When most of us wake up in the morning, we see daylight. The sun may be out or may be obscured by clouds, but still, there is light outside our windows. That light doesn’t last though. Over the passing hours, as our planet turns, the sun shifts position and eventually sets. This allows darkness to fall and gives us night, when many of us sleep and refresh ourselves for the following day. Without darkness, we wouldn’t have night. Without night, our lives would be out of balance.

Similarly, many of us have times in our lives when we feel happiness and joy. We love and we play. We have positive moments and feelings. But if those were the only moments, the only feelings, would they mean as much? Or do we value them more because they are balanced by times of sadness, grief, and loss?

Telling people to only feel positively and shaming them for having negative emotions doesn’t help them in anyway. In fact, it can cause them to feel bad about themselves when they realize that those emotions still happen no matter how hard they try. Worse, telling them not to feel a certain way can cause people to deny and suppress how they feel rather than addressing the feelings, sometimes to the point where they no longer even recognize their own emotions.

For people who are healing from past traumas, this rhetoric is even more harmful. Telling someone who has been abused or otherwise harmed that they aren’t allowed to feel anger toward those who hurt them, and aren’t even allowed to feel hurt by what they’ve experienced, negatively impacts the healing process.

You can’t heal what you don’t acknowledge. Denying the emotions caused by the experiences leads to denying the experiences themselves and this can keep people from progressing in their healing journeys.

To be spiritual beings and to progress in our healing journeys and life paths, we need to find our inner balance between light and darkness, just as we see the universal balance between the two in every 24-hour cycle of our lives. We need to teach ourselves—our whole selves—that however we feel is acceptable so long as we refrain from reacting to those feelings in ways that harm others or ourselves.

When we learn to live in balance, our light becomes brighter because we aren’t expending energy to hide our darker aspects. We become more authentic because we aren’t pretending to be someone we aren’t. Our light attracts others who have been harmed, because they, too, have darker aspects they’ve been told are unacceptable and need to be eliminated.

Recognizing that light and dark are two sides of the same coin and that neither is right or wrong brings us to a place where not only are we living more in alignment with who we are and why we’re here, but we’re better able to help others find that balance in their lives too.

Healing means allowing emotions to happen without judging them and without judging yourself for having them, while working to use non-harmful  actions and words in response to those emotions. It means knowing that even your darkest aspects have a place and that denying them existence is exacerbating the rejection and harm that created them in the first place.

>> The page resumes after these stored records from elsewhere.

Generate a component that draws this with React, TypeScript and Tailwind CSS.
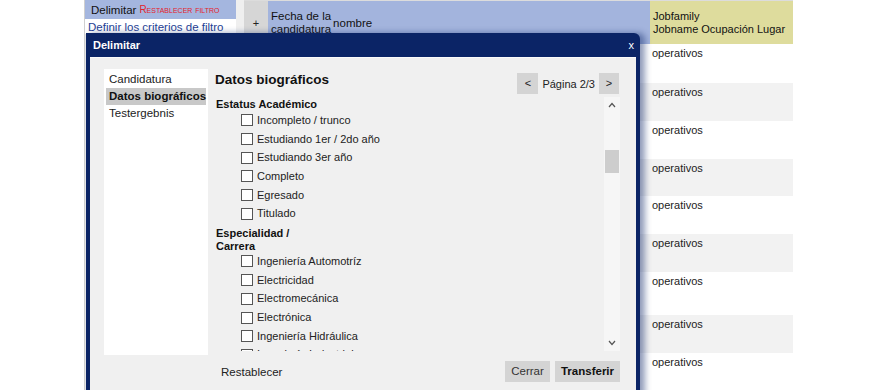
import React from "react";

const rows = [
  { h: 39, bg: "bg-white" },
  { h: 38, bg: "bg-[#f2f2f2]" },
  { h: 38, bg: "bg-white" },
  { h: 37, bg: "bg-[#f2f2f2]" },
  { h: 38, bg: "bg-white" },
  { h: 38, bg: "bg-[#f2f2f2]" },
  { h: 43, bg: "bg-white" },
  { h: 38, bg: "bg-[#f2f2f2]" },
  { h: 37, bg: "bg-white" },
];

const estatus = [
  "Incompleto / trunco",
  "Estudiando 1er / 2do año",
  "Estudiando 3er año",
  "Completo",
  "Egresado",
  "Titulado",
];

const especialidad = [
  "Ingeniería Automotríz",
  "Electricidad",
  "Electromecánica",
  "Electrónica",
  "Ingeniería Hidráulica",
  "Ingeniería Industrial",
];

function CheckRow({ label }: { label: string }) {
  return (
    <div className="flex h-[18.7px] items-center pl-[25px]">
      <span className="block h-[12px] w-[12px] shrink-0 border border-[#555] bg-white" />
      <span className="ml-[4px] whitespace-nowrap text-[11px] leading-[13px] text-[#222]">{label}</span>
    </div>
  );
}

export default function App() {
  return (
    <div className="relative h-[390px] w-[869px] overflow-hidden bg-white font-['Liberation_Sans',Arial,sans-serif] text-[11px] text-[#222]">
      {/* background page */}
      <div className="flex pl-[84px]">
        <div className="flex w-[152px] flex-col border-l border-[#cfcfcf]">
          <div className="flex h-[19px] items-center bg-[#a4b6df] pl-[6px] pt-[1px]">
            <span className="text-[11.5px] leading-[14px] text-[#111]">Delimitar</span>
            <span className="ml-[3px] text-[10px] leading-[12px] text-[#e3222b] [font-variant:small-caps]">Restablecer filtro</span>
          </div>
          <div className="flex h-[15px] items-center bg-white pl-[3px] text-[11.5px] leading-[14px] text-[#1f3f95]">
            Definir los criterios de filtro
          </div>
          <div className="h-[360px] bg-[#e8e8e8]" />
        </div>
        <div className="w-[8px] bg-[#efefef]" />
        <div className="flex w-[549px] flex-col">
          <div className="flex h-[44px] border-t border-[#dcdcdc]">
            <div className="flex w-[24px] items-start justify-center bg-[#d6d6d6] pt-[16px] text-[11px] leading-[13px]">+</div>
            <div className="flex w-[382px] items-start bg-[#a3b4dd] pl-[3px] pt-[9px]">
              <div className="text-[11.5px] leading-[13px] text-[#111]">
                Fecha de la
                <br />
                candidatura
              </div>
              <div className="ml-[2px] pt-[7px] text-[11.5px] leading-[13px] text-[#111]">nombre</div>
            </div>
            <div className="w-[143px] whitespace-nowrap bg-[#dedc9d] pl-[3px] pt-[9px] text-[11px] leading-[13px] text-[#111]">
              Jobfamily
              <br />
              Jobname Ocupación Lugar
            </div>
          </div>
          {rows.map((r, i) => (
            <div key={i} className={`flex ${r.bg}`} style={{ height: r.h }}>
              <div className="w-[406px]" />
              <div className="pl-[2px] pt-[2px] text-[11px] leading-[14px] text-[#222]">operativos</div>
            </div>
          ))}
        </div>
      </div>

      {/* dialog */}
      <div className="absolute left-[86px] top-[33px] flex h-[370px] w-[554px] flex-col rounded-tr-[6px] bg-[#0b2466] px-[4px] pb-[4px] shadow-[5px_0_6px_rgba(11,36,102,0.45)]">
        <div className="flex h-[24px] shrink-0 items-center justify-between pl-[3px] pr-[2px]">
          <span className="text-[11px] font-bold leading-[14px] text-white">Delimitar</span>
          <span className="text-[11px] leading-[14px] text-white">x</span>
        </div>
        <div className="flex flex-1 flex-col border-t border-[#fafafa] bg-[#f0f0f0] pl-[14px] pt-[11px]">
          <div className="flex h-[286px]">
            <div className="flex w-[104px] flex-col bg-white pt-[2px]">
              <div className="mx-[2px] flex h-[17px] items-center whitespace-nowrap px-[3px] text-[11.5px] text-[#222]">Candidatura</div>
              <div className="mx-[2px] flex h-[17px] items-center whitespace-nowrap bg-[#c8c8c8] px-[3px] text-[11.5px] font-bold text-[#111]">
                Datos biográficos
              </div>
              <div className="mx-[2px] flex h-[17px] items-center whitespace-nowrap px-[3px] text-[11.5px] text-[#222]">Testergebnis</div>
            </div>
            <div className="ml-[7px] flex w-[405px] flex-col">
              <div className="flex h-[28px] shrink-0 items-start justify-between pr-[1px]">
                <div className="mt-[1px] text-[13.5px] font-bold leading-[20px] text-[#111]">Datos biográficos</div>
                <div className="mt-[4px] flex items-center">
                  <div className="flex h-[21px] w-[21px] items-center justify-center bg-[#d4d4d4] text-[11px] text-[#222]">&lt;</div>
                  <div className="px-[4px] text-[11px] leading-[14px] text-[#222]">Página 2/3</div>
                  <div className="flex h-[21px] w-[20px] items-center justify-center bg-[#d4d4d4] text-[11px] text-[#222]">&gt;</div>
                </div>
              </div>
              <div className="flex h-[254px] overflow-hidden">
                <div className="flex-1 overflow-hidden pl-[1px] pt-[1px]">
                  <div className="h-[13px] text-[11px] font-bold leading-[13px] text-[#111]">Estatus Académico</div>
                  {estatus.map((l) => (
                    <CheckRow key={l} label={l} />
                  ))}
                  <div className="mt-[4px] w-[80px] text-[11px] font-bold leading-[12.5px] text-[#111]">
                    Especialidad / Carrera
                  </div>
                  {especialidad.map((l) => (
                    <CheckRow key={l} label={l} />
                  ))}
                </div>
                <div className="relative w-[16px] bg-[#f6f6f6]">
                  <svg className="absolute left-[4px] top-[5px]" width="8" height="6" viewBox="0 0 8 6">
                    <path d="M1 5 L4 1.5 L7 5" fill="none" stroke="#555" strokeWidth="1.2" />
                  </svg>
                  <div className="absolute left-[1px] top-[53px] h-[23px] w-[14px] bg-[#cdcdcd]" />
                  <svg className="absolute bottom-[5px] left-[4px]" width="8" height="6" viewBox="0 0 8 6">
                    <path d="M1 1 L4 4.5 L7 1" fill="none" stroke="#555" strokeWidth="1.2" />
                  </svg>
                </div>
              </div>
            </div>
          </div>
          <div className="flex pt-[6px]">
            <div className="w-[111px]" />
            <div className="flex w-[405px] items-center justify-between">
              <span className="ml-[6px] text-[11.5px] leading-[14px] text-[#222]">Restablecer</span>
              <div className="flex gap-[5px]">
                <div className="flex h-[21px] w-[45px] items-center justify-center bg-[#d4d4d4] text-[11.5px] text-[#333]">Cerrar</div>
                <div className="flex h-[21px] w-[65px] items-center justify-center bg-[#d4d4d4] text-[11.5px] font-bold text-[#111]">Transferir</div>
              </div>
            </div>
          </div>
        </div>
      </div>
    </div>
  );
}
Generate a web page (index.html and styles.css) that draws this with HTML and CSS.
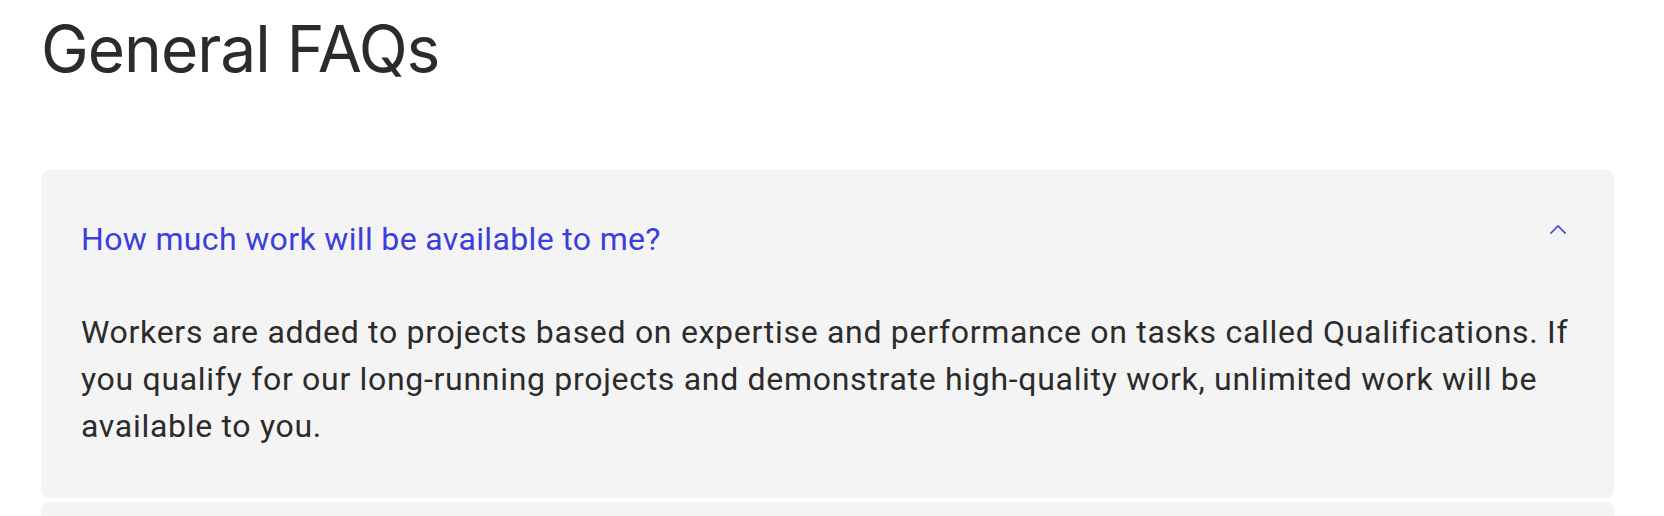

It means accepting that you, as a human being, are a creature of light and shadow, just as the universe itself is a place of brightness and darkness, and that to be whole you must accept and acknowledge your whole self—even the parts whose darkness and negativity frightens you.

Similarly, helping others heal means helping them realize that there is no part of them that is “bad” or “wrong.” There are simply parts they need to accept and learn to work with.

Helping others requires full acceptance of them, all of them, and aiding them in accepting and managing themselves. Healing yourself requires full acceptance of yourself.

Denying darkness doesn’t erase it. Healing isn’t making something go away; it’s learning to live and work with it in harmony and balance, just as the universe at its core is in harmony and balance with itself.

This, according to my guides, is the true meaning of “light work.” Not living in a state of all light all the time, but living in balance between light and darkness, and shining light upon the darkness to enable ourselves to live a fuller life in which we embrace and respect all aspects of ourselves.